Transitioning to MLOps and DataOps
Companies looking to transition to MLOps and DataOps should consider the following measures and activities:
- Assess Current Capabilities: Prospective MLOps/DataOps adopters understand the existing data and ML workflows and identify areas for improvement.
- Invest in Training: It is important to equip teams with the necessary skills and knowledge through training and workshops.
- Adopt the Right Tools: Companies should implement tools and platforms that facilitate automation, collaboration, and efficient data management.
- Foster a Culture of Collaboration: Effective DataOps and MLOps environments are created when companies break down silos and encourage open communication and collaboration between departments.

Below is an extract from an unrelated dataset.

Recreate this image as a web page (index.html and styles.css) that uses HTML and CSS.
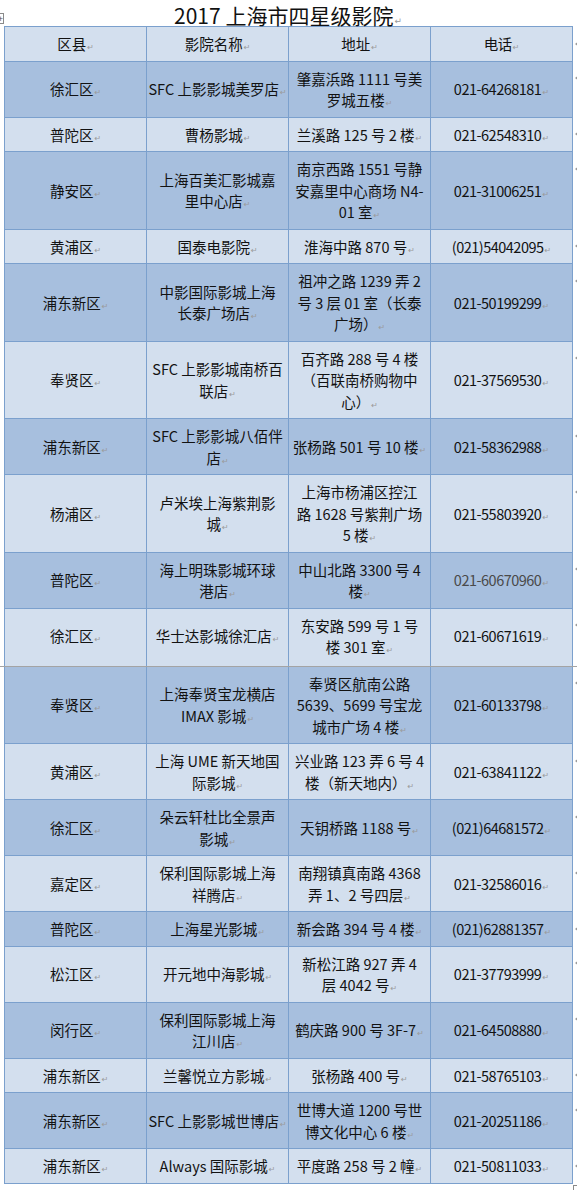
FILE: index.html
```html
<!DOCTYPE html>
<html lang="zh-CN">
<head>
<meta charset="utf-8">
<title>2017 上海市四星级影院</title>
<link rel="stylesheet" href="styles.css">
</head>
<body>
<div class="page">
  <span class="handle"><span class="cross">+</span></span>
  <h1 class="title">2017 上海市四星级影院<span class="pm">↵</span></h1>
  <table class="grid">
    <colgroup><col class="c"><col class="c"><col class="c"><col class="c"><col class="ec"></colgroup>
    <tr class="l"><td>区县<span class="pm">↵</span></td><td>影院名称<span class="pm">↵</span></td><td>地址<span class="pm">↵</span></td><td>电话<span class="pm">↵</span></td><td class="eor"><i class="mk"></i></td></tr>
    <tr class="d"><td>徐汇区<span class="pm">↵</span></td><td>SFC 上影影城美罗店<span class="pm">↵</span></td><td>肇嘉浜路 1111 号美<br>罗城五楼<span class="pm">↵</span></td><td>021-64268181<span class="pm">↵</span></td><td class="eor"><i class="mk"></i></td></tr>
    <tr class="l"><td>普陀区<span class="pm">↵</span></td><td>曹杨影城<span class="pm">↵</span></td><td>兰溪路 125 号 2 楼<span class="pm">↵</span></td><td>021-62548310<span class="pm">↵</span></td><td class="eor"><i class="mk"></i></td></tr>
    <tr class="d"><td>静安区<span class="pm">↵</span></td><td>上海百美汇影城嘉<br>里中心店<span class="pm">↵</span></td><td>南京西路 1551 号静<br>安嘉里中心商场 N4-<br>01 室<span class="pm">↵</span></td><td>021-31006251<span class="pm">↵</span></td><td class="eor"><i class="mk"></i></td></tr>
    <tr class="l"><td>黄浦区<span class="pm">↵</span></td><td>国泰电影院<span class="pm">↵</span></td><td>淮海中路 870 号<span class="pm">↵</span></td><td>(021)54042095<span class="pm">↵</span></td><td class="eor"><i class="mk"></i></td></tr>
    <tr class="d"><td>浦东新区<span class="pm">↵</span></td><td>中影国际影城上海<br>长泰广场店<span class="pm">↵</span></td><td>祖冲之路 1239 弄 2<br>号 3 层 01 室（长泰<br>广场）<span class="pm">↵</span></td><td>021-50199299<span class="pm">↵</span></td><td class="eor"><i class="mk"></i></td></tr>
    <tr class="l"><td>奉贤区<span class="pm">↵</span></td><td>SFC 上影影城南桥百<br>联店<span class="pm">↵</span></td><td>百齐路 288 号 4 楼<br>（百联南桥购物中<br>心）<span class="pm">↵</span></td><td>021-37569530<span class="pm">↵</span></td><td class="eor"><i class="mk"></i></td></tr>
    <tr class="d"><td>浦东新区<span class="pm">↵</span></td><td>SFC 上影影城八佰伴<br>店<span class="pm">↵</span></td><td>张杨路 501 号 10 楼<span class="pm">↵</span></td><td>021-58362988<span class="pm">↵</span></td><td class="eor"><i class="mk"></i></td></tr>
    <tr class="l"><td>杨浦区<span class="pm">↵</span></td><td>卢米埃上海紫荆影<br>城<span class="pm">↵</span></td><td>上海市杨浦区控江<br>路 1628 号紫荆广场<br>5 楼<span class="pm">↵</span></td><td>021-55803920<span class="pm">↵</span></td><td class="eor"><i class="mk"></i></td></tr>
    <tr class="d"><td>普陀区<span class="pm">↵</span></td><td>海上明珠影城环球<br>港店<span class="pm">↵</span></td><td>中山北路 3300 号 4<br>楼<span class="pm">↵</span></td><td class="soft">021-60670960<span class="pm">↵</span></td><td class="eor"><i class="mk"></i></td></tr>
    <tr class="l tall"><td>徐汇区<span class="pm">↵</span></td><td>华士达影城徐汇店<span class="pm">↵</span></td><td>东安路 599 号 1 号<br>楼 301 室<span class="pm">↵</span></td><td>021-60671619<span class="pm">↵</span></td><td class="eor"><i class="mk"></i></td></tr>
    <tr class="d pb"><td>奉贤区<span class="pm">↵</span></td><td>上海奉贤宝龙横店<br>IMAX 影城<span class="pm">↵</span></td><td>奉贤区航南公路<br>5639、5699 号宝龙<br>城市广场 4 楼<span class="pm">↵</span></td><td>021-60133798<span class="pm">↵</span></td><td class="eor"><i class="mk"></i></td></tr>
    <tr class="l"><td>黄浦区<span class="pm">↵</span></td><td>上海 UME 新天地国<br>际影城<span class="pm">↵</span></td><td>兴业路 123 弄 6 号 4<br>楼（新天地内）<span class="pm">↵</span></td><td>021-63841122<span class="pm">↵</span></td><td class="eor"><i class="mk"></i></td></tr>
    <tr class="d"><td>徐汇区<span class="pm">↵</span></td><td>朵云轩杜比全景声<br>影城<span class="pm">↵</span></td><td>天钥桥路 1188 号<span class="pm">↵</span></td><td>(021)64681572<span class="pm">↵</span></td><td class="eor"><i class="mk"></i></td></tr>
    <tr class="l"><td>嘉定区<span class="pm">↵</span></td><td>保利国际影城上海<br>祥腾店<span class="pm">↵</span></td><td>南翔镇真南路 4368<br>弄 1、2 号四层<span class="pm">↵</span></td><td>021-32586016<span class="pm">↵</span></td><td class="eor"><i class="mk"></i></td></tr>
    <tr class="d"><td>普陀区<span class="pm">↵</span></td><td>上海星光影城<span class="pm">↵</span></td><td>新会路 394 号 4 楼<span class="pm">↵</span></td><td>(021)62881357<span class="pm">↵</span></td><td class="eor"><i class="mk"></i></td></tr>
    <tr class="l"><td>松江区<span class="pm">↵</span></td><td>开元地中海影城<span class="pm">↵</span></td><td>新松江路 927 弄 4<br>层 4042 号<span class="pm">↵</span></td><td>021-37793999<span class="pm">↵</span></td><td class="eor"><i class="mk"></i></td></tr>
    <tr class="d"><td>闵行区<span class="pm">↵</span></td><td>保利国际影城上海<br>江川店<span class="pm">↵</span></td><td>鹤庆路 900 号 3F-7<span class="pm">↵</span></td><td>021-64508880<span class="pm">↵</span></td><td class="eor"><i class="mk"></i></td></tr>
    <tr class="l"><td>浦东新区<span class="pm">↵</span></td><td>兰馨悦立方影城<span class="pm">↵</span></td><td>张杨路 400 号<span class="pm">↵</span></td><td>021-58765103<span class="pm">↵</span></td><td class="eor"><i class="mk"></i></td></tr>
    <tr class="d"><td>浦东新区<span class="pm">↵</span></td><td>SFC 上影影城世博店<span class="pm">↵</span></td><td>世博大道 1200 号世<br>博文化中心 6 楼<span class="pm">↵</span></td><td>021-20251186<span class="pm">↵</span></td><td class="eor"><i class="mk"></i></td></tr>
    <tr class="l"><td>浦东新区<span class="pm">↵</span></td><td>Always 国际影城<span class="pm">↵</span></td><td>平度路 258 号 2 幢<span class="pm">↵</span></td><td>021-50811033<span class="pm">↵</span></td><td class="eor"><i class="mk"></i></td></tr>
  </table>
  <div class="corner"></div>
</div>
</body>
</html>
```

FILE: styles.css
```css
html, body {
  margin: 0;
  padding: 0;
  background: #ffffff;
}

body {
  font-family: "Noto Sans CJK SC", "Noto Sans", sans-serif;
  color: #121212;
  width: 577px;
  overflow: hidden;
}

.page {
  position: relative;
  padding-left: 4px;
}

.handle {
  position: absolute;
  left: -6px;
  top: 13px;
  width: 8px;
  height: 9px;
  border: 1px solid #8a8a8a;
  background: #ffffff;
  overflow: hidden;
}

.cross {
  display: block;
  font-size: 9px;
  line-height: 9px;
  text-align: right;
  color: #555;
}

.title {
  margin: 0;
  width: 568px;
  height: 26px;
  text-align: center;
  font-size: 21px;
  line-height: 30px;
  font-weight: normal;
  color: #111;
}

.grid {
  border-collapse: collapse;
  table-layout: fixed;
  width: 573px;
  font-size: 14.5px;
}

.c {
  width: 142px;
}

.ec {
  width: 5px;
}

.grid td {
  border: 1px solid #7ba0cd;
  text-align: center;
  vertical-align: middle;
  padding: 6px 0;
  line-height: 21.5px;
  white-space: nowrap;
  overflow: visible;
}

.grid td:nth-child(4) {
  letter-spacing: -0.5px;
}

.grid tr.l td {
  background: #d3dfee;
}

.grid tr.d td {
  background: #a7bfde;
}

.grid tr.tall td {
  padding-bottom: 8px;
}

.grid td.soft {
  color: #4a4a4a;
}

.grid tr td.eor {
  border: none;
  background: transparent;
  padding: 0 0 0 2px;
  vertical-align: top;
  text-align: left;
}

.mk {
  display: block;
  width: 0;
  height: 0;
  margin-top: 14px;
  border-right: 4px solid #9a9a9a;
  border-top: 3px solid transparent;
  border-bottom: 3px solid transparent;
}

.pm {
  font-family: "DejaVu Sans", sans-serif;
  font-size: 8px;
  line-height: 0;
  color: #9a9a9a;
  margin-left: 1px;
  letter-spacing: 0;
}

.title .pm {
  font-size: 9px;
}

.pb td:first-child {
  position: relative;
}

.pb td:first-child::before {
  content: "";
  position: absolute;
  left: -6px;
  top: -1px;
  width: 580px;
  height: 1px;
  background: #a4a4a4;
}

.corner {
  margin: 1px 0 0 569px;
  width: 6px;
  height: 6px;
  border-left: 1px solid #8a8a8a;
  border-top: 1px solid #8a8a8a;
}
```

Overall, DataOps and MLOps stands not just as a methodologies but rather as strategic approaches to data management that aligns with the broader objectives of modern enterprises, notably of companies seeking agility, innovation, and competitive advantage in a data-centric world. The importance of MLOps and DataOps can be encapsulated in their ability to: (i) Enable Scalability based on the scaling of machine learning models to meet growing organizational demands and data volumes; (ii) Ensure Model Reliability in ways that maintain the accuracy and relevance of machine learning models over time, while at the same time adapting to new data and conditions; and (iii) Drive Innovation based on a faster and more efficient process from model development to deployment, which enables quicker realization of business value. In conclusion, mastering DataOps and MLOps is essential for businesses dealing with big data operations. These approaches not only streamline processes and enhance collaboration but also provide a competitive edge by enabling faster, data-driven decision-making. In an era where data generation is exploding, the integration of DataOps and MLOps presents a viable path towards operational excellence and sustained innovation.